Island 3 Vernier-Best Cup Design
Scientific Data and Analysis
Explore how insulators keep hot things hot and cold things cold. Can you design the "best" insulated cup? Not all cups are alike, and the materials they are made of can determine how well they move heat into or out of your drink. One cup holding hot chocolate could burn your hands and another may barely warm them. Can you design, build, and test to make the best insulated cup?
Vernier-Best Cup Design
The Science of Insulation
Heat is a type of energy called thermal energy. Heat will always travel from areas of high thermal energy to areas of low thermal energy. This is why your hot soup gets cold if you leave it sitting out.

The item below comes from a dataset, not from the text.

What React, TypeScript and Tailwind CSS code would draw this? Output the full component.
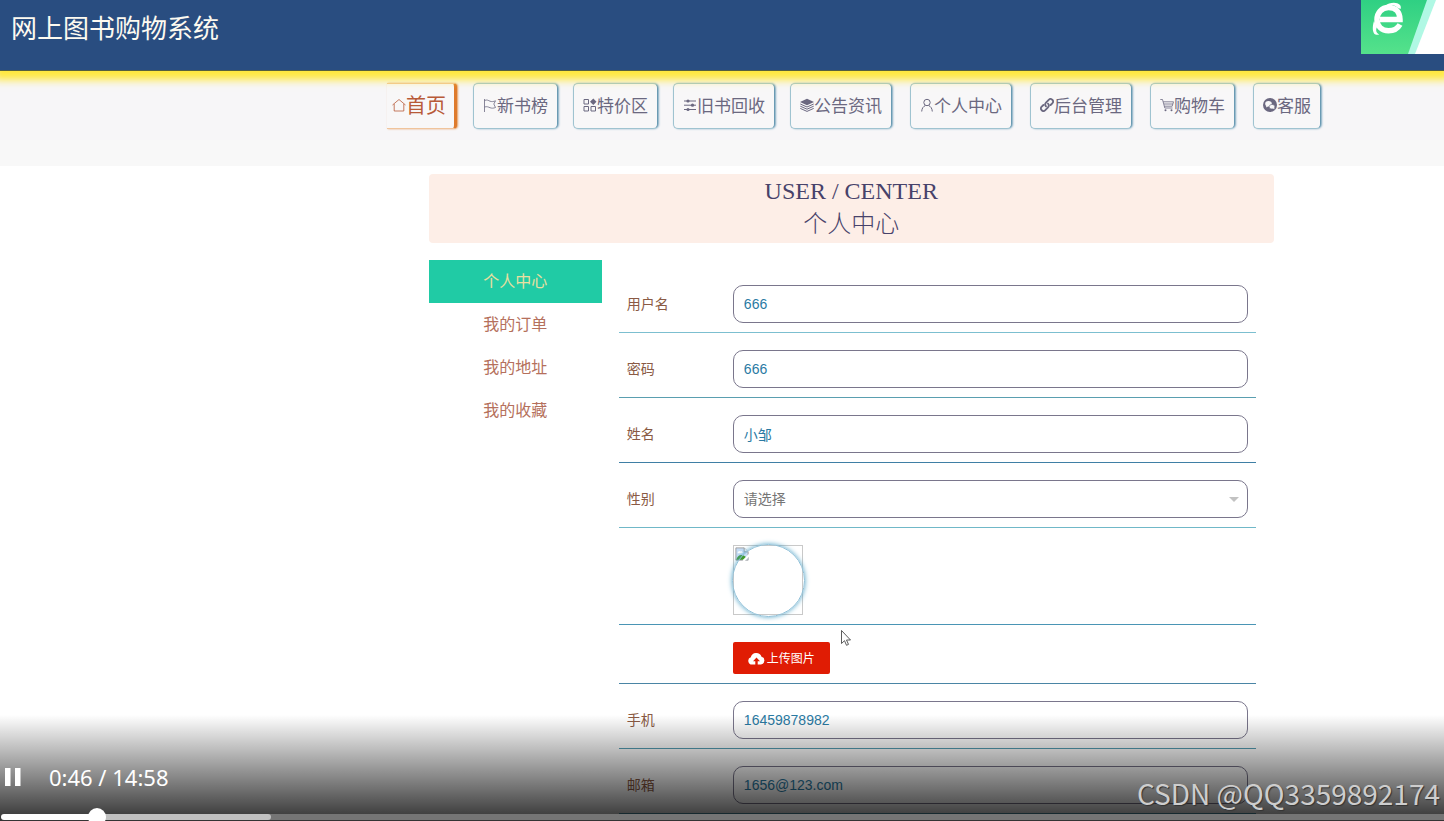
import type { ReactNode } from 'react';
import { clsx } from 'clsx';

function Icon({ children }: { children: ReactNode }) {
  return (
    <svg viewBox="0 0 14 14" className="w-[14px] h-[14px] shrink-0" fill="none" stroke="currentColor" strokeWidth="1" aria-hidden="true">
      {children}
    </svg>
  );
}

const homeIcon = <Icon><path d="M.5 7 7 1.5 13.5 7M2.2 6v7h9.6V6" strokeWidth=".8" /></Icon>;
const flagIcon = <Icon><path d="M1.5 1v13M1.5 2.500c2.500-1.200 4 .1 5.500.7 1.700.6 3.300.5 5.500-.4L10.800 6l1.700 3.500c-2.200.9-3.800.8-5.500.2C5.500 9.100 4 8.200 1.500 9" strokeWidth=".8" /></Icon>;
const partsIcon = (
  <Icon>
    <path d="M1 1.500h4.500V6H1zM1 8.500h4.500V13H1zM8 8.500h4.500V13H8z" />
    <path d="M10.300.5 13.500 3.700 10.300 7 7 3.700z" fill="currentColor" stroke="none" />
  </Icon>
);
const sliderIcon = (
  <Icon>
    <path d="M1 3h12M1 7.200h12M1 11.500h12" />
    <g fill="currentColor" stroke="none">
      <circle cx="5" cy="3" r="1.600" />
      <circle cx="9.500" cy="7.200" r="1.600" />
      <circle cx="5" cy="11.500" r="1.600" />
    </g>
  </Icon>
);
const layersIcon = (
  <Icon>
    <path d="M7 .8 14 4 7 7.200 0 4z" fill="currentColor" stroke="none" />
    <path d="m.3 6 6.700 3 6.700-3M.3 8.200l6.700 3 6.700-3M.3 10.400l6.700 3 6.700-3" />
  </Icon>
);
const userIcon = <Icon><circle cx="7" cy="4.500" r="3.200" /><path d="M1.700 13.500c.2-3.300 1.600-5 3.700-6M12.300 13.500c-.2-3.300-1.600-5-3.700-6" /></Icon>;
const linkIcon = (
  <Icon>
    <g strokeWidth="1.800" strokeLinecap="round">
      <path d="M6 8.300a2.600 2.600 0 0 1 0-3.600l2.700-2.900a2.500 2.500 0 0 1 3.600 3.500L10.600 7" />
      <path d="M8 5.700a2.600 2.600 0 0 1 0 3.600l-2.700 2.900a2.500 2.500 0 0 1-3.600-3.500L3.400 7" />
    </g>
  </Icon>
);
const cartIcon = (
  <Icon>
    <path d="M.3 1.500h2.200L4.800 10h7.700M3.200 3.800h10.300l-1.300 4.400H4.400M4 6h8.800" strokeWidth=".8" />
    <circle cx="5.500" cy="12.300" r="1" fill="currentColor" stroke="none" />
    <circle cx="11.500" cy="12.300" r="1" fill="currentColor" stroke="none" />
  </Icon>
);
const chatIcon = (
  <Icon>
    <circle cx="7" cy="7" r="7" fill="currentColor" stroke="none" />
    <g fill="#f8f7f8" stroke="none">
      <ellipse cx="5.500" cy="5.700" rx="3.300" ry="2.800" />
      <path d="m3.300 7.500-.2 2 2-1.200z" />
      <ellipse cx="9" cy="8.700" rx="2.800" ry="2.300" stroke="#6b6880" strokeWidth=".6" />
      <path d="m10 10.300 1.400 1.200-.2-2z" />
    </g>
  </Icon>
);

const mainLinks = [
  { label: '新书榜', icon: flagIcon },
  { label: '特价区', icon: partsIcon },
  { label: '旧书回收', icon: sliderIcon },
  { label: '公告资讯', icon: layersIcon },
];

const userLinks = [
  { label: '个人中心', icon: userIcon },
  { label: '后台管理', icon: linkIcon },
  { label: '购物车', icon: cartIcon },
  { label: '客服', icon: chatIcon },
];

const menu = ['个人中心', '我的订单', '我的地址', '我的收藏'];

function NavLink({ label, icon }: { label: string; icon: ReactNode }) {
  return (
    <a href="#" className="flex h-[46px] items-center whitespace-nowrap rounded-[5px] border border-[#9fc3d0] border-r-[#6a9ab3] bg-[#f8f7f8] px-[9px] pb-[2px] text-[17px] text-[#6b6880] shadow-[1px_0_2px_#7fa9c0]">
      {icon}
      {label}
    </a>
  );
}

function Row({ label, id, line, children }: { label?: string; id?: string; line: string; children: ReactNode }) {
  return (
    <div className={clsx('flex items-center border-b pt-[17px] pr-2 pb-[9px] pl-2', line)}>
      <div className="w-[106px] shrink-0 pb-[2px] text-sm text-[#8a5a44]">
        {label && <label htmlFor={id}>{label}</label>}
      </div>
      <div className="relative flex-1">{children}</div>
    </div>
  );
}

function Field({ label, id, value, line }: { label: string; id: string; value: string; line: string }) {
  return (
    <Row label={label} id={id} line={line}>
      <input
        id={id}
        type="text"
        defaultValue={value}
        className="block h-[38px] w-full rounded-[10px] border border-[#7a768c] bg-white px-[10px] font-['Liberation_Sans','Noto_Sans_CJK_SC',sans-serif] text-sm text-[#2a7aa3] outline-none"
      />
    </Row>
  );
}

function Header() {
  return (
    <header className="relative z-10 flex h-[71px] items-start justify-between border-b border-[#56603f] bg-[#294d80] shadow-[0_3px_8px_6px_#ffe83f]">
      <h1 className="pt-[7px] pl-[11px] text-[26px] leading-10 text-[#fdfaf0]">网上图书购物系统</h1>
      <svg viewBox="0 0 83 54" className="h-[54px] w-[83px]" aria-hidden="true">
        <defs>
          <linearGradient id="badge" x1="0" y1="0" x2="0" y2="1">
            <stop offset="0" stopColor="#2fd083" />
            <stop offset="1" stopColor="#55e28b" />
          </linearGradient>
        </defs>
        <rect width="83" height="54" fill="url(#badge)" />
        <path d="M66 0h17v54H47z" fill="#b0f8e4" />
        <path d="M75 0h8v54H54z" fill="#fff" />
        <path d="M39 24.500C36.500 29 32 30.800 27.500 30.800 20.500 30.800 16 26 16 19.500S20.500 7.500 27.500 7.500C34.500 7.500 39 12 39 19.500H19" fill="none" stroke="#fff" strokeWidth="5.500" />
        <path d="M24 6C28 2.500 35.500 1.500 39 5c1 1.300 1 2.500.6 4L36 7.500C34 4.500 29 5 24 6z" fill="#fff" />
        <path d="M13 21c-2 6-1.500 12.500 1.500 13.500 1.200.4 2.600.3 3.700 0C15 33 14.500 30 16 27z" fill="#fff" />
      </svg>
    </header>
  );
}

function Player() {
  return (
    <div className="absolute inset-x-0 bottom-0 z-20 flex h-[106px] flex-col justify-end bg-linear-to-b from-transparent to-black/80">
      <div className="flex items-center gap-7 pb-[10px] pl-[5px] text-white">
        <button type="button" aria-label="Pause">
          <svg viewBox="0 0 16 18" className="h-[18px] w-4" fill="currentColor">
            <path d="M0 0h5.500v18H0zM10 0h5.500v18H10z" />
          </svg>
        </button>
        <span className="font-['Noto_Sans',sans-serif] text-[22px] leading-[54px]">0:46 / 14:58</span>
      </div>
      <div className="relative mb-px flex h-[6px] pl-px">
        <div className="w-[96px] rounded-l-full bg-white" />
        <div className="flex-1 bg-[#757575]">
          <div className="h-full w-[174px] rounded-r-full bg-[#c0c0c0]" />
        </div>
        <div className="absolute -top-[6px] left-[88px] size-[18px] rounded-full bg-white" />
      </div>
      <p className="absolute right-[4px] bottom-[8px] text-[28px] leading-10 text-[#cdcdcd] [text-shadow:1px_1px_1px_#333]">CSDN @QQ3359892174</p>
    </div>
  );
}

export default function App() {
  return (
    <div className="relative min-h-screen overflow-hidden bg-white pb-[7px] font-['Noto_Sans_CJK_SC',sans-serif]">
      <Header />
      <div className="bg-[#f8f8f8] pb-[26px]">
        <nav className="flex gap-4 bg-[#f7f6f8] pt-3 pb-[11px] pl-[26.8%]">
          <a href="#" className="flex h-[46px] items-center whitespace-nowrap rounded-r-[4px] border-y border-r-[3px] border-y-[#f0c49c] border-r-[#de7a2c] bg-[#f8f7f8] pr-2 pb-[2px] pl-[5px] text-xl text-[#b85a38] shadow-[1px_0_2px_#e59a5c]">
            {homeIcon}
            首页
          </a>
          <div className="flex gap-[18px]">
            <div className="flex gap-[15px]">
              {mainLinks.map((item) => <NavLink key={item.label} {...item} />)}
            </div>
            {userLinks.map((item) => <NavLink key={item.label} {...item} />)}
          </div>
        </nav>
      </div>

      <main className="mt-2 mr-[11.8%] ml-[29.7%]">
        <div className="rounded-[4px] bg-[#fdeee7] pt-px pb-[2px] text-center font-['Liberation_Serif','Noto_Sans_CJK_SC',serif] text-2xl leading-[33px] text-[#47426a]">
          <h2>USER / CENTER</h2>
          <p className="font-light">个人中心</p>
        </div>

        <div className="mt-[17px] flex gap-[17px]">
          <aside className="w-[173px] shrink-0 text-center">
            {menu.map((item, i) => (
              <a
                key={item}
                href="#"
                className={clsx('block h-[43px] leading-[41px]', i === 0 ? 'bg-[#20cba5] text-[#e8dfa0]' : 'text-[#b5705c]')}
              >
                {item}
              </a>
            ))}
          </aside>

          <form className="mr-[18px] flex-1 pt-2">
            <Field label="用户名" id="username" value="666" line="border-[#7cbfd0]" />
            <Field label="密码" id="password" value="666" line="border-[#5a9fb0]" />
            <Field label="姓名" id="name" value="小邹" line="border-[#3f7fa5]" />
            <Row label="性别" id="gender" line="border-[#70b8c8]">
              <select id="gender" className="block h-[38px] w-full appearance-none rounded-[10px] border border-[#7a768c] bg-white px-[10px] pb-[2px] text-sm text-[#757575] outline-none">
                <option>请选择</option>
                <option>男</option>
                <option>女</option>
              </select>
              <span className="pointer-events-none absolute top-[17px] right-[9px] border-x-[5px] border-t-[5px] border-x-transparent border-t-[#c2c2c2]" />
            </Row>
            <Row line="border-[#4a95b5]">
              <div className="relative size-[70px] border border-[#c9c9c9]">
                <svg viewBox="0 0 16 16" className="m-px size-[14px]" aria-hidden="true">
                  <path d="M1 1h9.500L15 5.500V15H1z" fill="#c5dcf5" stroke="#999" />
                  <path d="M10.500 1v4.500H15" fill="#fff" stroke="#999" />
                  <path d="M3 7a2 2 0 0 1 3-2 2 2 0 0 1 3 2z" fill="#fff" />
                  <path d="M1.500 14.500c1.500-6 7-7 11-3v3z" fill="#3f9a2c" />
                  <path d="m9.500 16 7-7" stroke="#fff" strokeWidth="2.500" />
                </svg>
                <div className="absolute -top-[2px] -left-[2px] size-[73px] rounded-full border border-[#8fc0d8] shadow-[0_0_5px_#4fa3c7]" />
              </div>
            </Row>
            <Row line="border-[#4a85a5]">
              <button type="button" className="flex h-8 w-[97px] items-center justify-center gap-[2px] rounded-[2px] bg-[#e01c04] text-xs text-white">
                <svg viewBox="0 0 17 13" className="h-[13px] w-[17px]" aria-hidden="true">
                  <path d="M4 12.500a3.700 3.700 0 0 1-1.200-7.200A5.600 5.600 0 0 1 13.500 4.700 4 4 0 0 1 13 12.500z" fill="#fff" />
                  <path d="M8.500 5.500 12 9.200H9.700V13H7.300V9.200H5z" fill="#e01c04" />
                </svg>
                上传图片
              </button>
              <svg viewBox="0 0 10 16" className="absolute -top-3 left-[108px] h-4 w-[10px]" aria-hidden="true">
                <path d="M.5.500v13l3-2.800 2 4.600 2-.9-2-4.400h4z" fill="#fff" stroke="#333" strokeWidth=".8" />
              </svg>
            </Row>
            <Field label="手机" id="phone" value="16459878982" line="border-[#559fb5]" />
            <Field label="邮箱" id="email" value="1656@123.com" line="border-[#559fb5]" />
          </form>
        </div>
      </main>
      <Player />
    </div>
  );
}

Since the soup has a much higher thermal energy than its surroundings, its heat gets transferred from the soup to the air, bowl, and table. We cannot stop it from moving completely, but there are ways to slow it down.
Conductors and Insulators
Heat travels at different rates through different materials. For example, you may have noticed that many metals are good conductors of heat, meaning they transfer heat quickly from one object to another. Other materials, like most types of plastic, conduct heat very slowly.
Barriers that slow down the transfer of thermal energy between two substances are called insulators. There will always be some heat that can move through an insulator, but it is much less than if it were a conductor. This increases how long a substance can stay at its original temperature when in a hotter or colder environment.